My Cherished Endorsement

…for Democrat Senate nominee in California: Mickey. And it’s not an “anybody but Boxer” recommendation (though that’s a good voting criterion as well). I’d actually love to see him in the Senate, except for the fact that he’d caucus with the Democrats.

5 thoughts on “My Cherished Endorsement”

  1. As a DINO in CA, he’s the only person I’ll vote for tomorrow, so for me this will be a real quick ballot. 🙂

    How about the Props? I’m voting “Yes” on 13 and “No” on everything else. What’s your opinion on 16 and 17?

    At first, 16 made a lot of sense to me in blocking some expensive foolishness. But how’s this for a counter example: a local courthouse puts up solar panels on the roof and over a parking lot and plugs them into the grid. Under 16, wouldn’t that require a 2/3 vote? Of the entire county?

  2. The thing with Mickey Kaus is that he is only halfway in his journey (cue dramatic music) to becoming a Libertarian.

    His Cause is not to downsize government but to make Government Work. In that sense he sounds like a Moderate Republican or a “Wet Tory” in British politics. You know, the Labor Party enacts the Socialist Agenda and the Tories get in and tinker around the edges to “get the system to work” because as you know, you cannot repeal any Socialist Reform, once enacted — you know, Mencken’s litany about how if “you are against unions, you are against the working man, and if you are against trying Dr. Quack’s Magic Anti-Cancer Salve, you are in favor of letting Uncle Julius die.”

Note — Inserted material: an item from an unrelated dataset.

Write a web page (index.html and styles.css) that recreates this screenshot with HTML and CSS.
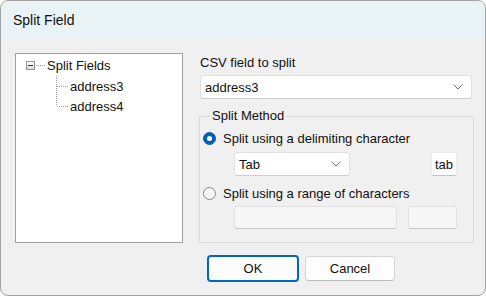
FILE: index.html
```html
<!DOCTYPE html>
<html lang="en">
<head>
  <meta charset="UTF-8">
  <title>Split Field</title>
  <link rel="stylesheet" href="styles.css">
</head>
<body>
  <div class="window">
    <!-- Title bar -->
    <div class="titlebar">Split Field</div>

    <div class="client">
      <div class="main">
        <!-- Tree of split fields -->
        <div class="tree">
          <div class="tree-root">
            <span class="expander"></span>
            <span class="root-line"></span>
            <span>Split Fields</span>
          </div>
          <ul class="tree-children">
            <li><svg class="connector" width="12" height="20"><path d="M0.5 0V20M1 10.5H12"/></svg>address3</li>
            <li><svg class="connector" width="12" height="20"><path d="M0.5 0V10M1 10.5H12"/></svg>address4</li>
          </ul>
        </div>

        <!-- Options -->
        <div class="options">
          <div class="field-label">CSV field to split</div>
          <div class="combo">
            <span>address3</span>
            <svg class="chevron" width="10" height="6"><path d="M0.5 0.5L5 5L9.5 0.5"/></svg>
          </div>

          <fieldset class="method">
            <legend>Split Method</legend>
            <div class="radio-row"><span class="radio checked"></span>Split using a delimiting character</div>
            <div class="delim-row">
              <div class="combo small">
                <span>Tab</span>
                <svg class="chevron" width="10" height="6"><path d="M0.5 0.5L5 5L9.5 0.5"/></svg>
              </div>
              <button class="btn tab-btn">tab</button>
            </div>
            <div class="radio-row second"><span class="radio"></span>Split using a range of characters</div>
            <div class="range-row">
              <span class="input start"></span>
              <span class="input end"></span>
            </div>
          </fieldset>
        </div>
      </div>

      <!-- Dialog buttons -->
      <div class="actions">
        <button class="btn default">OK</button>
        <button class="btn">Cancel</button>
      </div>
    </div>
  </div>
</body>
</html>
```

FILE: styles.css
```css
* {
  margin: 0;
  padding: 0;
  box-sizing: border-box;
}

body {
  background: #fff;
  font-family: 'Liberation Sans', Arial, sans-serif;
  font-size: 13px;
  color: #111;
}

/* Window frame */
.window {
  width: 486px;
  height: 296px;
  border: 1px solid #a2a2a2;
  border-radius: 8px;
  overflow: hidden;
  display: flex;
  flex-direction: column;
  background: #f0f0f0;
}

.titlebar {
  height: 38px;
  flex-shrink: 0;
  background: #e9f3f6;
  padding-left: 12px;
  font-size: 14px;
  line-height: 38px;
}

.client {
  flex: 1;
  display: flex;
  flex-direction: column;
}

.main {
  display: flex;
  gap: 16px;
  padding: 14px 13px 0 14px;
}

/* Tree */
.tree {
  width: 168px;
  height: 190px;
  background: #fff;
  border: 1px solid #a0a0a0;
  padding: 1px 0 0 10px;
}

.tree-root {
  display: flex;
  align-items: center;
  height: 20px;
}

.expander {
  width: 9px;
  height: 9px;
  border: 1px solid #939393;
  background: linear-gradient(#fdfdfd, #dcdcdc);
  display: inline-flex;
  align-items: center;
  justify-content: center;
}

.expander::before {
  content: '';
  width: 5px;
  height: 1px;
  background: #27336e;
}

.root-line {
  width: 9px;
  margin-left: 1px;
  border-top: 1px dotted #a0a0a0;
}

.tree-root span:last-child {
  margin-left: 2px;
}

.tree-children {
  list-style: none;
  padding-left: 30px;
  margin-top: 1px;
}

.tree-children li {
  display: flex;
  align-items: center;
  height: 20px;
}

.connector {
  margin-right: 2px;
}

.connector path {
  fill: none;
  stroke: #a0a0a0;
  stroke-width: 1;
  stroke-dasharray: 1 1;
  shape-rendering: crispEdges;
}

/* Options column */
.options {
  width: 273px;
  display: flex;
  flex-direction: column;
}

.field-label {
  height: 20px;
  line-height: 20px;
  padding-left: 1px;
}

.combo {
  margin-top: 2px;
  margin-left: 1px;
  height: 24px;
  background: #fff;
  border: 1px solid #e0e0e0;
  border-bottom-color: #cdcdcd;
  border-radius: 3px;
  display: flex;
  align-items: center;
  justify-content: space-between;
  padding: 0 8px 0 4px;
}

.chevron path {
  fill: none;
  stroke: #6e6e6e;
  stroke-width: 1;
}

.combo.small {
  margin: 0;
  width: 116px;
}

/* Group box */
.method {
  margin-top: 9px;
  height: 135px;
  border: 1px solid #dadada;
  border-radius: 2px;
  padding: 0 16px 0 1px;
}

.method legend {
  margin-left: 9px;
  padding: 0 2px;
  line-height: 16px;
}

.radio-row {
  display: flex;
  align-items: center;
  height: 18px;
  margin-top: 5px;
}

.radio-row.second {
  margin-top: 8px;
}

.radio {
  width: 13px;
  height: 13px;
  margin: 0 7px 0 2px;
  border-radius: 50%;
  border: 1px solid #8a8a8a;
  background: #f5f5f5;
  display: inline-flex;
  align-items: center;
  justify-content: center;
}

.radio.checked {
  border-color: #005fb8;
  background: #005fb8;
}

.radio.checked::before {
  content: '';
  width: 5px;
  height: 5px;
  border-radius: 50%;
  background: #fff;
}

.delim-row {
  display: flex;
  justify-content: space-between;
  align-items: center;
  margin-top: 5px;
  padding-left: 33px;
}

.range-row {
  display: flex;
  gap: 11px;
  margin-top: 4px;
  padding-left: 33px;
}

.input {
  height: 23px;
  background: #f6f6f6;
  border: 1px solid #e2e2e2;
  border-bottom-color: #c8c8c8;
  border-radius: 3px;
}

.input.start {
  width: 163px;
}

.input.end {
  width: 49px;
}

/* Buttons */
.btn {
  font-family: inherit;
  font-size: 13px;
  color: #111;
  background: #fdfdfd;
  border: 1px solid #d5d5d5;
  border-bottom-color: #bdbdbd;
  border-radius: 4px;
}

.tab-btn {
  width: 26px;
  height: 24px;
  background: #fff;
  border-color: #ececec;
  border-bottom-color: #c4c4c4;
  border-radius: 2px;
}

.actions {
  display: flex;
  align-items: center;
  gap: 6px;
  margin-top: 12px;
  padding-left: 206px;
}

.actions .btn {
  width: 90px;
  height: 25px;
}

.actions .btn.default {
  width: 92px;
  height: 27px;
  border: 2px solid #0067c0;
}
```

    Getting Health Care Reform to work instead of getting Health Care Reform repealed is a noble sentiment, and one or the other has to happen because Health Care Reform as it stands is a cobbled-together mess, whatever the Usual Suspects are going to rush to the keyboards to tell us. Mickey Kaus likes Health Care Reform, and I can respect that in the way that I don’t respect the usual knee-jerk response in defense of everything out of the Obama White House, but he want to “take on the unions”, which is a courageous, correct, and principled stand if one wants Health Care Reform to work, or for what matters, to get education to work, which is Mr. Kaus’ main platform point.

    But then we get to the philosophical point. Is government something we can get to work or want to get to work in substitution for whatever form of private enterprise or initiative? I am not a “Sell the streets and drop the Bomb” right-wing Libertarian, but I remain skeptical that getting Government to Work — that is not doing away with government but getting good government — is that simple of an undertaking.

    Mencius Moldbug has some interesting (and long) takes on this (I was “introduced” to MM here on Rand’s site). Mr. Moldbug seems to think you can and must “get government to work”, but you would have to do away with democracy for that to happen, so I guess that makes Mr. Moldbug a right-wing Fascist (OK, OK, Rand, I know that Fascists are supposed to be Lefties, but check out Mencius Moldbug some time when you have a spare 40 hours).

    Mr. Kaus thinks he can “get government to work” by as a Democrat by standing up to unions and “other special interests who have captured the Democratic Party.” That makes Mr. Kaus a kind of naive Kerensky-esque Idealist.

  3. I think the health bill, for all its flaws, stands as a great triumph for President Obama and the Democratic party.

    While Kaus may be an improvement over Boxer, statements like the above are troubling, but then there are political realities.

    He likes Reagan, he just doesn’t understand anything about him.

  4. I’m pulling the lever for Mickey tomorrow, and I sent him $20 earlier to help with his campaign. (Yeah, big spender me.)

    What I think is most important about his candidacy is the remote possibility of beginning to take the Democratic Party back from the cynical academic aristocrats into whose hands it’s fallen. We need the Truman/Jackson Democratic Party back again, because while a Democratic Party run amok in Washington as we have now is a disaster, a Republican Party freed of the restraint imposed by having a realistic and reasonable alternative is also a disaster.

  5. Given the decline of the Republican Party (after 35 years, I switched to Independent), I wonder if it wouldn’t just be easier to take over the Democrat Party. In all my years of dealing with them, they were much friendlier to small business, and more in favor of personal liberty than were any of the Republicans. Why not just infiltrate, divide, and conquer?